Chen’s life seems to mirror the oil painting that hangs on the wall outside her office. The painting shows a mountain slope covered with blooming silver grass swaying in the wind. The harder the wind blows, the further down the grass bends, only to swing back up again. Silver grass is Chen’s favorite flower because of its abundant vitality and staying power in an adverse environment.

Barring any “surprises”, Chen will become Kaohsiung’s longest-serving mayor when her term ends in 2018, and the second longest-serving local head of government in Taiwan right behind former Taichung City Mayor Jason Hu. However, she differs from the jovial, eloquent Oxford University Ph. D Hu in her approach to recruiting people.

Keeping Everyone Together

Chen hires people from all walks of life, covering a vast area of expertise. There is Hsu, the deputy mayor, and cultural affairs boss Shih, whom Chen knows from the Wild Lily student movement in 1990. Chen made Ting Yun-kung, a political columnist, her spokesman after he had proven his mettle in the mayoral elections. Tseng wen-sheng, the director of the city's Economic Development Bureau, was originally Chen’s adversary when she headed the Council of Labor Affairs and participated in egg-throwing labor movement protests. And then there is Lee Yi-der, director of the city’s Urban Development Bureau, whom Chen recruited for his expertise although she hardly knew him.
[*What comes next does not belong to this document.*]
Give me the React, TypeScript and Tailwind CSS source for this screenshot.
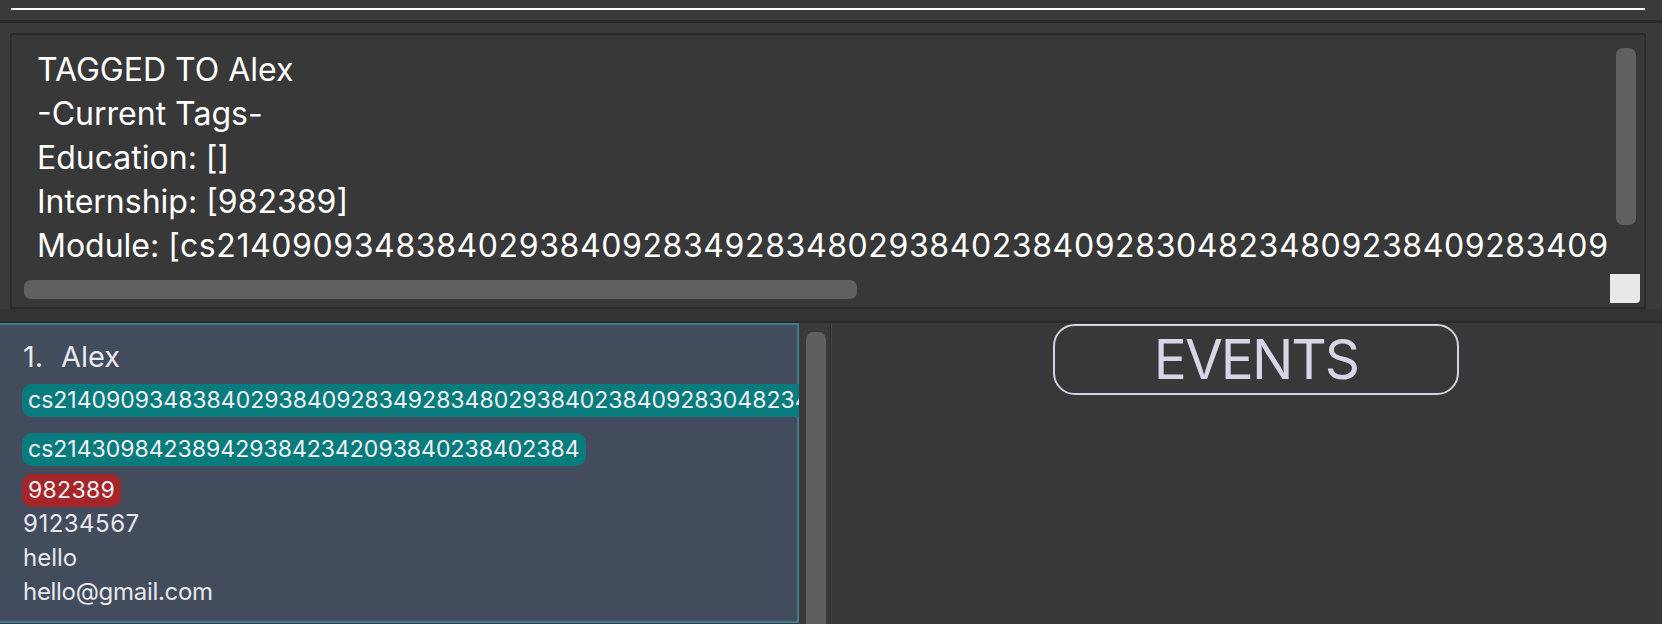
import React from "react";

const MOD = "cs21409093483840293840928349283480293840238409283048234809238409283409";
const MOD2 = "cs2143098423894293842342093840238402384";

export default function App() {
  return (
    <div className="w-[1662px] h-[624px] overflow-hidden bg-[#3a3a3a] font-['Inter','Liberation_Sans',sans-serif] flex flex-col">
      {/* command box */}
      <div className="h-[20px] pt-[8px] bg-[#3a3a3a]">
        <div className="h-[2px] bg-white ml-[11px] mr-[17px]" />
      </div>
      <div className="h-[3px] bg-[#2a2a2a]" />
      {/* result display */}
      <div className="pt-[10px] pl-[10px] pr-[16px] bg-[#3a3a3a]">
        <div className="relative h-[276px] border-2 border-[#2b2b2b] bg-[#383838]">
          <div className="pt-[13px] pl-[25px] mr-[35px] overflow-hidden text-white text-[32px] leading-[44px] whitespace-pre">
            <div>TAGGED TO Alex</div>
            <div>-Current Tags-</div>
            <div>Education: []</div>
            <div>Internship: [982389]</div>
            <div>
              Module: [<span className="tracking-[0.6px]">{MOD}</span>
            </div>
          </div>
          <div className="absolute left-[12px] top-[245px] w-[833px] h-[19px] rounded-[7px] bg-[#606060]" />
          <div className="absolute left-[1604px] top-[13px] w-[20px] h-[177px] rounded-[7px] bg-[#606060]" />
          <div className="absolute left-[1598px] top-[239px] w-[30px] h-[29px] rounded-br-[4px] bg-[#e8e8e8]" />
        </div>
      </div>
      <div className="h-[12px] bg-[#333333]" />
      <div className="h-[2px] bg-[#2a2a2a]" />
      {/* split */}
      <div className="flex h-[301px]">
        <div className="w-[799px] overflow-hidden">
          <div className="h-[300px] border-t-2 border-r-2 border-b-2 border-[#3c7b92] bg-[#424c5d] pl-[23px] text-[#e8e8ee]">
            <div className="mt-[14px] flex text-[29px] leading-[36px]">
              <span className="w-[38px]">1.</span>
              <span>Alex</span>
            </div>
            <div className="mt-[9px] -ml-[1px] whitespace-nowrap">
              <span className="inline-block h-[33px] leading-[33px] px-[6px] rounded-[10px] bg-[#087b7c] text-[23px] text-[#f0f0f4]">
                {MOD}
              </span>
            </div>
            <div className="mt-[16px] -ml-[1px] whitespace-nowrap">
              <span className="inline-block h-[33px] leading-[33px] px-[6px] rounded-[10px] bg-[#087b7c] text-[23px] text-[#f0f0f4]">
                {MOD2}
              </span>
            </div>
            <div className="mt-[8px] -ml-[1px] whitespace-nowrap">
              <span className="inline-block h-[33px] leading-[33px] px-[6px] rounded-[10px] bg-[#a52528] text-[23px] text-[#f0f0f4] tracking-[0.3px]">
                982389
              </span>
            </div>
            <div className="text-[24px] leading-[34px] tracking-[0.5px]">91234567</div>
            <div className="text-[24px] leading-[34px]">hello</div>
            <div className="text-[24px] leading-[34px] tracking-[-0.3px]">hello@gmail.com</div>
          </div>
        </div>
        <div className="w-[31px] bg-[#3a3a3a] pt-[9px] pl-[7px] flex">
          <div className="w-[20px] h-full rounded-t-[8px] bg-[#5f5f5f]" />
        </div>
        <div className="w-[1px] bg-[#2c2c2c]" />
        <div className="w-[1px] bg-[#474747]" />
        <div className="flex-1 bg-[#383838] pt-[1px] pl-[221px]">
          <div className="w-[406px] h-[71px] border-2 border-[#d2d2e2] rounded-[22px] flex items-center justify-center text-[55px] text-[#d6d6e8] leading-none tracking-[-2px]">
            EVENTS
          </div>
        </div>
      </div>
    </div>
  );
}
Chen has also recruited a large number of young people. As labor minister she boldly hired mathematician Shih, then only 35, to serve as president of the Bureau of Labor Insurance, a move that surprised many.

This team of close aides has helped Chen win election after election, boosting her vote count higher and higher thanks to the city government’s track record.

“The mayor differs from other politicians in that she does not claim to be the smartest in the world,” says Hsu, who has been Chen’s most competent aide in all past elections. “She is willing to give young people a chance, and moreover give them room to make decisions. She gives us a general direction and builds a vision together with everyone. The concrete content will be defined gradually in subsequent repeated discussions,” he says.

Chen likens herself to a truss hoop because she holds people together to form a well-rounded team, just as a truss hoop holds staves in place to form a barrel.

Although she does not like to be defined as female, she promotes gender equality in staffing. “If, within the civil service, conditions are equivalent, I will choose the woman because they do not get opportunities that easily. That’s why I will give them one,” Chen notes in explaining her recruitment philosophy.

In her 65 years, Chen has always held one firm belief: “Democracy and human rights.” Her life epitomizes the DPP. From the Dang-Wai movement and the founding of the DPP to the latest development – the DPP’s landslide victory in the presidential and legislative elections – Chen has been a loyal follower. For more than 40 years, she has single-mindedly devoted everything to the DPP so that she does not even have friends from the KMT.

“My life hasn’t been rich, it’s simple and a bit stupid,” she concludes.

Chen seldom socializes or entertains guests. What does she do at home in the evening? “When I'm alone, I read. Being alone is not necessarily a bad thing, humans are all very solitary, aren’t they?”

That’s when the silver grass comes to mind again. Although it grows in big clumps, it emits a feeling of loneliness and sadness in the open countryside.